西川 加禰 (社)広島県建築士会「高齢者住宅と福祉のまちづくり研究会」代表
(前・広島工業大学助教授)
住宅をつくることのコンセプトとは何か。それは人の顔がみんな違うように、それぞれのおかれた条件が異なるために、特定することは難しいものです。審査をしながら、いつもこのことにこだわってきましたが、時には設計者の強烈なこだわりを感じたり、反対に施主の方が住居にたいする明確なイメ−ジを実現しようとする頑固なところも見られます。これらの双方ともに、お互いのバランスの良い出会いがあると、そこには良い住宅が誕生するものです。そんな作品がいくつかありました。
 さて、今年の傾向として、(1)住み心地を優先する考え方、(2)有限なエンネルギ−を有効に生かすエコ住宅、(3)地場の建築材や自然素材こだわる安全と健康志向、(4)若い設計者の斬新なデザインによる住宅、などが印象に残りました。
 新築部門 の最優秀賞「本川の家」は周囲をビルで囲まれた、間口狭小の悪条件に、施主の「地域に住みたい」という強い願望。これに答えて自然の光や風を取り込んだ豊かな住空間をつくりだしておられます。優秀賞の「光の家」は、中央部分を吹き抜けにし、テラスと中庭の2面に開放して、内外ともに立体的な豊かさと採光の取り入れ方が良いと思います。同じく「東岐波の住宅」は自然派にこだわり、本当に住む人が健康で安全に生活が出来ることを最優先されました。

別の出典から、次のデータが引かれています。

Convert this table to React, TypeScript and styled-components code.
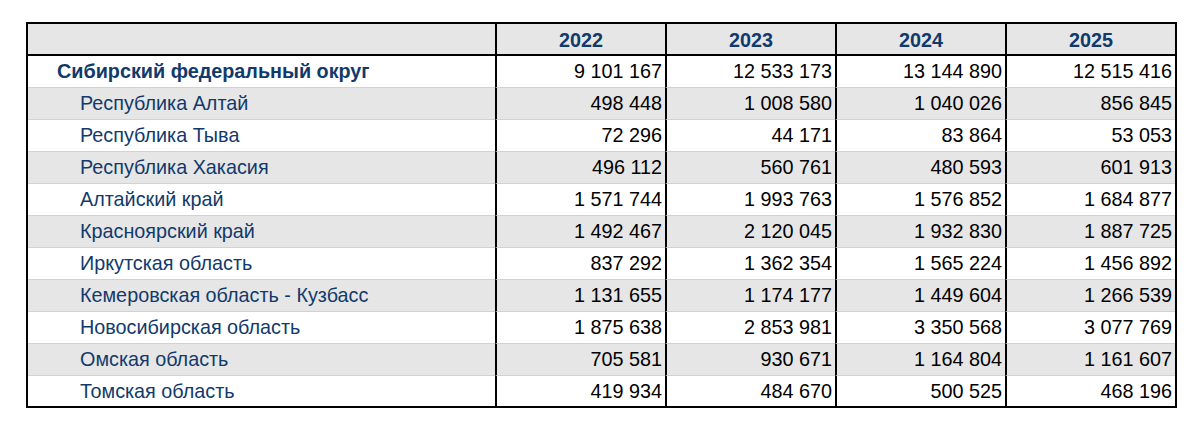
import styled, { createGlobalStyle } from "styled-components";

import { FC } from "react";

type Row = {
  name: string;
  values: string[];
  total?: boolean;
};

const years = ["2022", "2023", "2024", "2025"];

const rows: Row[] = [
  {
    name: "Сибирский федеральный округ",
    values: ["9 101 167", "12 533 173", "13 144 890", "12 515 416"],
    total: true,
  },
  { name: "Республика Алтай", values: ["498 448", "1 008 580", "1 040 026", "856 845"] },
  { name: "Республика Тыва", values: ["72 296", "44 171", "83 864", "53 053"] },
  { name: "Республика Хакасия", values: ["496 112", "560 761", "480 593", "601 913"] },
  { name: "Алтайский край", values: ["1 571 744", "1 993 763", "1 576 852", "1 684 877"] },
  { name: "Красноярский край", values: ["1 492 467", "2 120 045", "1 932 830", "1 887 725"] },
  { name: "Иркутская область", values: ["837 292", "1 362 354", "1 565 224", "1 456 892"] },
  {
    name: "Кемеровская область - Кузбасс",
    values: ["1 131 655", "1 174 177", "1 449 604", "1 266 539"],
  },
  {
    name: "Новосибирская область",
    values: ["1 875 638", "2 853 981", "3 350 568", "3 077 769"],
  },
  { name: "Омская область", values: ["705 581", "930 671", "1 164 804", "1 161 607"] },
  { name: "Томская область", values: ["419 934", "484 670", "500 525", "468 196"] },
];

const App: FC = () => (
  <>
    <GlobalStyle />
    <Page>
      <Table>
        <HeaderCell />
        {years.map((y) => (
          <HeaderCell key={y} $year>
            {y}
          </HeaderCell>
        ))}
        {rows.map((row, i) => {
          const shaded = i % 2 === 1;
          const last = i === rows.length - 1;
          return [
            <NameCell
              key={row.name}
              $shaded={shaded}
              $last={last}
              $total={row.total}
            >
              {row.name}
            </NameCell>,
            ...row.values.map((v, j) => (
              <ValueCell key={row.name + j} $shaded={shaded} $last={last}>
                {v}
              </ValueCell>
            )),
          ];
        })}
      </Table>
    </Page>
  </>
);

export default App;

const GlobalStyle = createGlobalStyle`
  body {
    margin: 0;
    background: #fff;
    font-family: "Liberation Sans", Arial, sans-serif;
  }
`;

const Page = styled.div`
  padding: 22px 26px;
`;

const Table = styled.div`
  display: grid;
  grid-template-columns: 467px repeat(4, 170px);
  width: 1151px;
  box-sizing: border-box;
  border: 2px solid #000;
  font-size: 19.8px;
`;

const HeaderCell = styled.div<{ $year?: boolean }>`
  height: 32px;
  box-sizing: border-box;
  background: #e6e6e6;
  border-bottom: 2px solid #000;
  border-left: ${(p) => (p.$year ? "2px solid #000" : "none")};
  display: flex;
  align-items: center;
  justify-content: center;
  padding-top: 2px;
  font-weight: bold;
  color: #113a6b;
`;

const Cell = styled.div<{ $shaded: boolean; $last: boolean }>`
  height: ${(p) => (p.$last ? "30px" : "32px")};
  box-sizing: border-box;
  background: ${(p) => (p.$shaded ? "#e6e6e6" : "#fff")};
  border-bottom: ${(p) => (p.$last ? "none" : "1px solid #d2d2d2")};
  display: flex;
  align-items: center;
  white-space: nowrap;
`;

const NameCell = styled(Cell)<{ $total?: boolean }>`
  padding-left: ${(p) => (p.$total ? "29px" : "52px")};
  font-weight: ${(p) => (p.$total ? "bold" : "normal")};
  color: #113a6b;
`;

const ValueCell = styled(Cell)`
  border-left: 2px solid #000;
  justify-content: flex-end;
  padding-right: 3px;
  color: #000;
`;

 リフォ−ム部門の最優秀賞の「美野の家改修計画」は、住む人の後々まで考えた光の取り入れ方にこだわった、採光方法に施主への思いやりを感じました。優秀賞の「Y邸改造工事」は民家の骨組みを生かしながら、バリアフリ−にも視点を置いた、これからの老後生活が快適に送れる明るい期待が持てます。

宮野鼻治彦 (プロデューサー・生活デザイン研究所 代表取締役 )
最近人気の高い女性占星家の出演するテレビ番組を見ていると、必ず「家相」についての話題が取り上げられ,視聴者の関心を集めています。また、書店には「子供の成績が上がる家づくり」「家族関係を良くする住まい」といった類の本が数多く置かれるなど、住宅づくりを人生の充足度に多大な影響をもつものとして位置づける考え方は、古くから私たちの社会に深く根付いているようです。
 確かに新築であれリフォームであれ、住まいを変える際には、誰もが自分や家族が「より良く生きる」ことへの切なる想いを込めて、取り組むものであることに相違ありません。 
 そこで今回の審査にあたっては、応募作品を施主の方々が「より良く生きるための問題解決」の結晶として拝見・評価させていただきました。ただ問題解決といっても、人によって人生観・価値感が異なる以上、優先されるテーマはまちまちです。
たとえば「豊かな自然環境」を大切にする考え方の一方には「都心の利便性やフレキシビリティ」を優先する選択もあることになります。そして通常はどちらかにこだわれば、他方は犠牲にせざるを得ないと考えるのが道理であるにもかかわらず、「あちらもこちらも手に入れたい」とわがままな目論見を企てるのが、私たち人間の性であるようです。したがって「良い住宅」とは、設計者が施主の希望やこだわりを最大限尊重しつつ、プロとしての創意を巡らせて犠牲を最小限に抑えることができた、まさに矛盾と葛藤のルツボから産み出される宝石のようなものでしょう。
 そうした視点で評価すると、新築部門の「本川の家」、リフォーム部門の「美野の家改修計画」は共に問題解決度の高さにおいて傑出した最優秀賞にふさわしい作品でした。
 また、優秀賞の3作品も、それぞれ施主と設計者による問題解決コラボレーションの深さが伝わってくる味のある秀作だと感じました。来年も「電化」を問題解決のスパイスとして「幸福の器」に結晶させた滋味溢れる作品との出会いを期待します。